112:1. (1) One should not request his personal needs in the first three or final three blessings [of the Amidah]; communal needs, however, (2) are permitted.

MB 1: One should not request - The first three blessings are compared to a servant arranging his master's praises; the middle blessings to a servant requesting sustenance; the final three blessings to one who has received sustenance and then departs. Since the first three blessings are designated for praise [of the master], it is not proper to beseech personal requests, and the same reasoning is applied to the final three blessings.

MB 2: Are permitted - Since communal requests is also part of [His] praise, as [the fact that] the community relies upon the Superior honors [and gives significance to] the Superior.

112:2. One should not recite insertions (lit.
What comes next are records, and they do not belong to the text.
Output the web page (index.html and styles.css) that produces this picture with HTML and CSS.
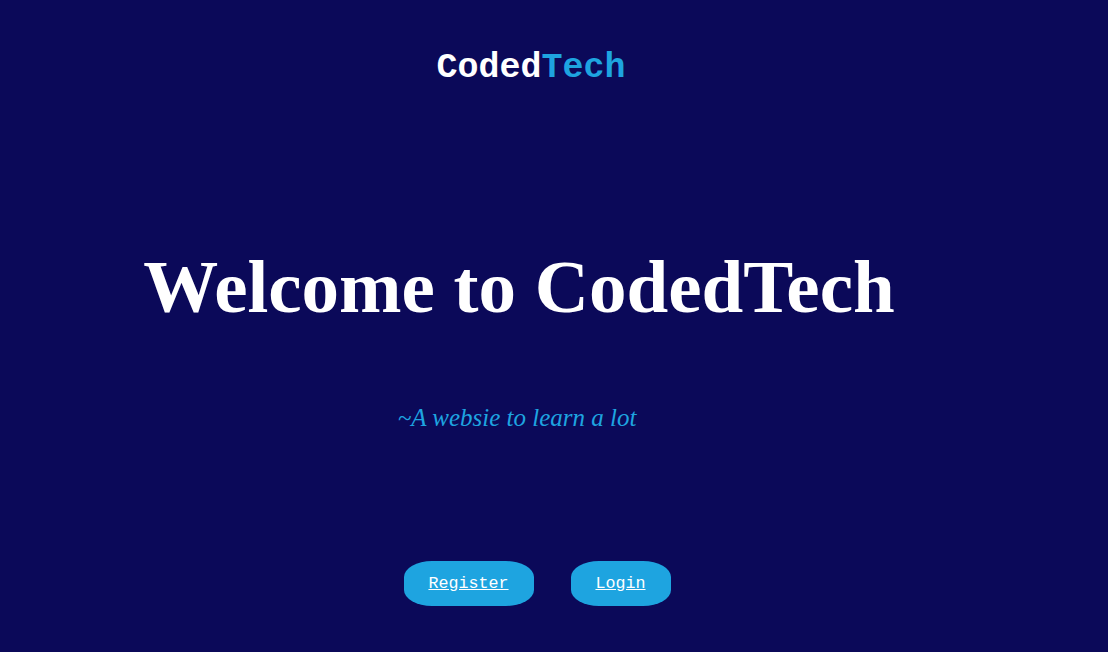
FILE: index.html
```html
<!DOCTYPE html>
<html lang="en">
<head>
<meta charset="utf-8">
<title>CodedTech</title>
<link rel="stylesheet" href="styles.css">
</head>
<body>
<div class="page">
  <header class="logo"><span class="logo-a">Coded</span><span class="logo-b">Tech</span></header>
  <h1 class="title">Welcome to CodedTech</h1>
  <p class="tagline">~A websie to learn a lot</p>
  <nav class="actions">
    <a class="btn btn-register" href="#">Register</a>
    <a class="btn btn-login" href="#">Login</a>
  </nav>
</div>
</body>
</html>
```
FILE: styles.css
```css
html, body {
  margin: 0;
  padding: 0;
  background: #0b0959;
}
.page {
  width: 1108px;
  height: 652px;
  display: flex;
  flex-direction: column;
  align-items: center;
  overflow: hidden;
}
.logo {
  margin-top: 51px;
  padding-right: 46px;
  font-family: "Courier New", "Liberation Mono", monospace;
  font-weight: bold;
  font-size: 35px;
  line-height: 1;
}
.logo-a { color: #ffffff; }
.logo-b { color: #1ea4e0; }
.title {
  margin: 163px 0 0;
  padding-right: 70px;
  font-family: "Liberation Serif", "Times New Roman", serif;
  font-weight: bold;
  font-size: 75px;
  line-height: 1;
  color: #ffffff;
}
.tagline {
  margin: 81px 0 0;
  padding-right: 74px;
  font-family: "Liberation Serif", "Times New Roman", serif;
  font-style: italic;
  font-size: 25px;
  line-height: 1;
  color: #1ea4e0;
}
.actions {
  margin-top: 131px;
  padding-right: 34px;
  display: flex;
  gap: 37px;
}
.btn {
  height: 45px;
  display: flex;
  align-items: center;
  justify-content: center;
  background: #1ea4e0;
  border-radius: 28px / 16px;
  color: #ffffff;
  text-decoration: underline;
  font-family: "Courier New", "Liberation Mono", monospace;
  font-size: 16.7px;
}
.btn-register { width: 130px; }
.btn-login { width: 100px; }
```
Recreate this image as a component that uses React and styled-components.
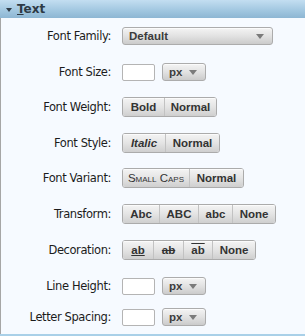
import styled, { createGlobalStyle } from 'styled-components'

const GlobalStyle = createGlobalStyle`
  html, body {
    margin: 0;
    padding: 0;
    background: #ffffff;
  }
  body {
    font-family: "DejaVu Sans", "Liberation Sans", sans-serif;
  }
`

const Panel = styled.div`
  width: 305px;
  height: 336px;
  box-sizing: border-box;
  background: #f6faff;
  border-bottom: 2px solid #a9d0e8;
  display: flex;
  flex-direction: column;
`

const Header = styled.div`
  height: 18px;
  display: flex;
  align-items: center;
  padding-left: 6px;
  background: linear-gradient(to bottom, #c3def1 0%, #a3c8e1 55%, #8db6d3 100%);
  color: #2e3a45;
  font-size: 12px;
  font-weight: 700;
`

const Caret = styled.span`
  width: 0;
  height: 0;
  border-left: 3.5px solid transparent;
  border-right: 3.5px solid transparent;
  border-top: 4px solid #2f3b46;
  margin-right: 5px;
  margin-top: 1px;
`

const Body = styled.div`
  flex: 1;
  border-left: 1px solid #a6a6a6;
  padding-top: 9px;
  display: flex;
  flex-direction: column;
`

const Row = styled.div`
  display: flex;
  align-items: center;
  margin-top: ${p => p.$mt || 0}px;
`

const Label = styled.label`
  width: 110px;
  text-align: right;
  padding-right: 11px;
  font-size: 11.5px;
  letter-spacing: -0.4px;
  color: #1c1c1c;
  white-space: nowrap;
`

const Select = styled.div`
  width: ${p => p.$w}px;
  height: ${p => p.$h || 18}px;
  box-sizing: border-box;
  border: 1px solid #acacac;
  border-radius: 3px;
  background: linear-gradient(to bottom, #f4f4f4 0%, #e2e2e2 50%, #cbcbcb 100%);
  box-shadow: inset 0 1px 0 #fbfbfb;
  display: flex;
  align-items: center;
  justify-content: space-between;
  padding: 0 8px 0 6px;
  font-family: "Liberation Sans", sans-serif;
  font-size: 11.5px;
  font-weight: 700;
  color: #3c3c3c;
  margin-left: ${p => p.$ml || 0}px;
`

const Arrow = styled.span`
  width: 0;
  height: 0;
  border-left: 4.5px solid transparent;
  border-right: 4.5px solid transparent;
  border-top: 5px solid #7b7b7b;
`

const TextBox = styled.div`
  width: 33px;
  height: 17px;
  box-sizing: border-box;
  border: 1px solid #b4b4b4;
  border-radius: 2px;
  background: #fff;
`

const Group = styled.div`
  display: flex;
  height: 20px;
  box-sizing: border-box;
  border: 1px solid #ababab;
  border-radius: 3px;
  overflow: hidden;
`

const Btn = styled.div`
  width: ${p => p.$w}px;
  box-sizing: border-box;
  display: flex;
  align-items: center;
  justify-content: center;
  background: linear-gradient(to bottom, #f4f4f4 0%, #e4e4e4 50%, #cfcfcf 100%);
  box-shadow: inset 0 1px 0 #fbfbfb;
  font-family: "Liberation Sans", sans-serif;
  font-size: 11.5px;
  font-weight: ${p => (p.$caps ? 400 : 700)};
  color: #333;
  font-style: ${p => (p.$italic ? 'italic' : 'normal')};
  font-variant: ${p => (p.$caps ? 'small-caps' : 'normal')};
  text-decoration: ${p => p.$deco || 'none'};
  & + & {
    border-left: 1px solid #c2c2c2;
  }
`

const rows = [
  { label: 'Font Weight:', mt: 16, btns: [{ t: 'Bold', w: 41 }, { t: 'Normal', w: 52 }] },
  { label: 'Font Style:', mt: 16, btns: [{ t: 'Italic', w: 42, italic: true }, { t: 'Normal', w: 54 }] },
  { label: 'Font Variant:', mt: 15, btns: [{ t: 'Small Caps', w: 66, caps: true }, { t: 'Normal', w: 54 }] },
  {
    label: 'Transform:',
    mt: 16,
    btns: [{ t: 'Abc', w: 36 }, { t: 'ABC', w: 39 }, { t: 'abc', w: 34 }, { t: 'None', w: 43 }],
  },
  {
    label: 'Decoration:',
    mt: 16,
    btns: [
      { t: 'ab', w: 30, deco: 'underline' },
      { t: 'ab', w: 30, deco: 'line-through' },
      { t: 'ab', w: 29, deco: 'overline' },
      { t: 'None', w: 43 },
    ],
  },
]

const UnitRow = ({ label, mt }) => (
  <Row $mt={mt}>
    <Label>{label}</Label>
    <TextBox />
    <Select $w={44} $h={18} $ml={7}>
      px <Arrow />
    </Select>
  </Row>
)

const App = () => {
  return (
    <Panel>
      <GlobalStyle />
      <Header>
        <Caret />
        <span>
          <u>T</u>ext
        </span>
      </Header>
      <Body>
        <Row>
          <Label>Font Family:</Label>
          <Select $w={151}>
            Default <Arrow />
          </Select>
        </Row>
        <UnitRow label="Font Size:" mt={18} />
        {rows.map(r => (
          <Row key={r.label} $mt={r.mt}>
            <Label>{r.label}</Label>
            <Group>
              {r.btns.map((b, i) => (
                <Btn key={i} $w={b.w} $italic={b.italic} $caps={b.caps} $deco={b.deco}>
                  {b.t}
                </Btn>
              ))}
            </Group>
          </Row>
        ))}
        <UnitRow label="Line Height:" mt={17} />
        <UnitRow label="Letter Spacing:" mt={13} />
      </Body>
    </Panel>
  )
}

export default App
P'yutim) or poetic liturgy (lit. K'Rovetz - some say that the word K'Rovetz is an acronym Kol Rinah V'Yeshua B'Ohalei T'Zeikim [a voice of praise and salvation in the tents of the righteous], one such insertion) [in the first or last three blessings]. {Rama: (3) Some permit [insertions] since they are for communal requests, and so is our universal custom, to (4) recite them.}

MB 3: Some permit - The responsa of the Ridbaz (Siman 532) goes through great lengths [to justify them] and permits them, see there. And see there where he cautions strongly against changing our custom. See also the Bach Siman 68 and the responsa of the Chovas Yair #238, who says that it is proper to recite Insertions and not to change our custom.

MB 4: Recite them - See the Pri Chodosh who warns that it is important not to delay past the proper time for Shema and the Amidah because of insertions, and also not to fast half the day by delaying the [Shabbos or Yom Tov] meal past noon because of them. One who is praying with a Minyan and sees that the recitation of insertions will cause a delay of Shema past the proper time should not wait for them; rather, he should recite the blessings preceding Shema and continue to say the Shema [in its proper time] until the end, and then wait for the Minyan to catch up. While he is waiting, he should remain quiet and not talk (even in Torah learning), until the Minyan catches up with him, and then should continue his prayers with the Minyan.